When applying for an employment-based green card under the EB-2 category, an applicant may meet the “advanced degree” threshold in two ways: through showing the possession of a degree at the Masters level or above, or by showing a degree at the Bachelors level and five or more years of “progressive” work experience following this Bachelors degree in the specialty.
If the individual does not possess a Masters level degree or a Bachelors degree and five years of progressive work experience in the specialty, the individual may still qualify for the EB-2 classification through an alternative method, by showing “exceptional ability.” Please click here for a discussion of how to meet the exceptional ability threshold.
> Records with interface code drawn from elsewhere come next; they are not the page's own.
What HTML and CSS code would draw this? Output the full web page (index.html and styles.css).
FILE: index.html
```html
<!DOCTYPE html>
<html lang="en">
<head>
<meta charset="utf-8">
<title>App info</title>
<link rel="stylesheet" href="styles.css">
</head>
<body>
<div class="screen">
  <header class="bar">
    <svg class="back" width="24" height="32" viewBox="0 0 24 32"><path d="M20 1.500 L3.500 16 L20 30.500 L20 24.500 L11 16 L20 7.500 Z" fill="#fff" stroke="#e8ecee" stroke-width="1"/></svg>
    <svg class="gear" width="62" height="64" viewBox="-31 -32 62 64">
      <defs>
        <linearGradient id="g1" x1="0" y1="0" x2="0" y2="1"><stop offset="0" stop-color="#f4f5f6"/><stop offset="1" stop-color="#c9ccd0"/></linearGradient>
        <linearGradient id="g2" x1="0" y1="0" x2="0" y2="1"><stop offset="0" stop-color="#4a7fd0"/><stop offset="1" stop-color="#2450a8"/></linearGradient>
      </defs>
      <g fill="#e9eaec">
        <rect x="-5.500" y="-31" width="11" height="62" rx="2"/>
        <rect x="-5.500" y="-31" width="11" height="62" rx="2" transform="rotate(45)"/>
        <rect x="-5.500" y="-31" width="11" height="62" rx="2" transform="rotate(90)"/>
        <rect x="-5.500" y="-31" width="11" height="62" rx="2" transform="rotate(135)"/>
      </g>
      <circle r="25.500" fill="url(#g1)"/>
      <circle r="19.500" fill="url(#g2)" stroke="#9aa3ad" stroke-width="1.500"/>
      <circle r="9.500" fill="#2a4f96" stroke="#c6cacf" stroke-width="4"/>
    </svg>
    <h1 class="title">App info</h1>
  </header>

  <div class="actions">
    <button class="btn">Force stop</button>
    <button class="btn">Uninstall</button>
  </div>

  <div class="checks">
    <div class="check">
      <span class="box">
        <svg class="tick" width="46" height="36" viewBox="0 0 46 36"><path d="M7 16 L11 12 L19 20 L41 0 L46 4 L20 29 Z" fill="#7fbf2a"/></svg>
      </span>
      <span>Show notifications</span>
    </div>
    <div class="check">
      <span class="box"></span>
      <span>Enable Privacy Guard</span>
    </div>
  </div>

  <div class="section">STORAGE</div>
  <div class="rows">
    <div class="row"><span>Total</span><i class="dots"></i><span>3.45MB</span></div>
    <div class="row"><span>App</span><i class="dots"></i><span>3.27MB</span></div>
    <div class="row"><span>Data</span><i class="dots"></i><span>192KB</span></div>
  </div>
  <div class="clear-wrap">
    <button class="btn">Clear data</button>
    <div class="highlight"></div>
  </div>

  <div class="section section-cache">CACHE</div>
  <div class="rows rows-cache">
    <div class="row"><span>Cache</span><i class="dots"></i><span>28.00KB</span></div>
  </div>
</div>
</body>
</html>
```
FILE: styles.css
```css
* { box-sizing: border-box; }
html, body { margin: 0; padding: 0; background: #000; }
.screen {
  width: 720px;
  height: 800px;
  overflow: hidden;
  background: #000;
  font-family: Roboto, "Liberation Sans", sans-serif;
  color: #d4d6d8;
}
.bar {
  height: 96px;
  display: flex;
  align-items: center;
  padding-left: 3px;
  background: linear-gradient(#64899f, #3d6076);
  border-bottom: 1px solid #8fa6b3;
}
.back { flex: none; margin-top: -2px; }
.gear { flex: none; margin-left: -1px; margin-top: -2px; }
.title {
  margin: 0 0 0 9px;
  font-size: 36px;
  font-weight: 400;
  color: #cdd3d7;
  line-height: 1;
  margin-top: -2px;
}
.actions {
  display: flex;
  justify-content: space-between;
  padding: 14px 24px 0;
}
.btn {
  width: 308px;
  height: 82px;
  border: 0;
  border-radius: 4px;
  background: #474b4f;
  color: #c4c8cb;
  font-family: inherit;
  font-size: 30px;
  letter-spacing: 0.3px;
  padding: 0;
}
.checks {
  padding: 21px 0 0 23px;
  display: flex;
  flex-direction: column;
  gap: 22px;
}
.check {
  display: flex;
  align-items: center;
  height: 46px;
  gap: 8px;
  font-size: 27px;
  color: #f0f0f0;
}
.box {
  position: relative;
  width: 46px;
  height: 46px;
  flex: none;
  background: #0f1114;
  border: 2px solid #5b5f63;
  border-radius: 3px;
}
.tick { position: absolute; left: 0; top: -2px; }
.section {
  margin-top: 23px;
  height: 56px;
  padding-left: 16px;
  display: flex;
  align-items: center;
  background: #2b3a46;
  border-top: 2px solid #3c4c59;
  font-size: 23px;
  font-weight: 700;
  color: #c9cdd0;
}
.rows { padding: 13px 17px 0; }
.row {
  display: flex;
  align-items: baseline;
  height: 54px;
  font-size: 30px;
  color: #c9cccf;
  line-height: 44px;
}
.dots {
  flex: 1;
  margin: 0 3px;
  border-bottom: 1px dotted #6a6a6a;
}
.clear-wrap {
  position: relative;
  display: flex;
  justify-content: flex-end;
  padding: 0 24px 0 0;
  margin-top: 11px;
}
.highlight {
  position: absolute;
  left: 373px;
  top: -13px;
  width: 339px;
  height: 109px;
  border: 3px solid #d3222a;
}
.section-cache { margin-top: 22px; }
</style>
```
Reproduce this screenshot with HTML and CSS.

To avoid receiving costly and time-consuming requests for information (RFE) and denials, it is important to compile the right supporting documentations that will clearly show that you meet this requirement. A recent opinion by the Administrative Appeals Office (AAO) gives good insights on what information the government is looking for.
In order to show that a petitioner holds a qualifying advanced degree, they should submit an “official academic record” (diplomas and transcripts) showing a U.S. Master’s degree or above or a foreign equivalent degree; or an official academic record of a U.S. Bachelor’s degree or a foreign equivalent degree, and letters from current or former employers showing five years or more of “progressive post-baccalaureate experience in the specialty.”
Foreign equivalency report
To show foreign equivalency, commonly a “foreign equivalency report” is submitted. But not all equivalency reports are accepted. In order to have probative value, the report should address the following:
- Explain the Petitioner’s courses and credit hours taken, and explain how they are the equivalent of a U.S. education.
- Provide evidence that the evaluator actually analyzed the foreign programs.
- Demonstrate the evaluator’s specific knowledge of the foreign education system.
- Offer sufficient analysis or support for the conclusions contained in the evaluation.
- If a foreign equivalency report is deficient, AACRAO EDGE database (https://www.aacrao.org/edge) could be used as another reliable resource concerning U.S. equivalencies of foreign education.
Progressive post-baccalaureate experience
To show progressive post-baccalaureate experience in their specialty, the applicant must submit letters from former employers or current employer proving that fact. But not all letters will be accepted as proof of “progressive” work experience. The “progressive” distinction is very important. To be valid, the letters should include the following:
- Letters need to do more than prove five years of employment experience. The letters must also prove that this work was “progressively responsible in nature.” This means the person took on increasing, more senior responsibilities.
- For example, if a letter indicates the Petitioner worked in the same position from 2001 to 2013, that is insufficient to prove that Petitioner’s work was progressive during this time.
- The letters should discuss the Petitioner’s duties, and show that it has changed over time to involve higher responsibilities.
To avoid costly requests for evidence (RFE) and denials of an otherwise meritorious I-140 immigrant worker petition, it is very important to work with experienced lawyers who know the legal requirements that each document is designed to prove, and which pieces of evidence will likely be accepted by USCIS as probative.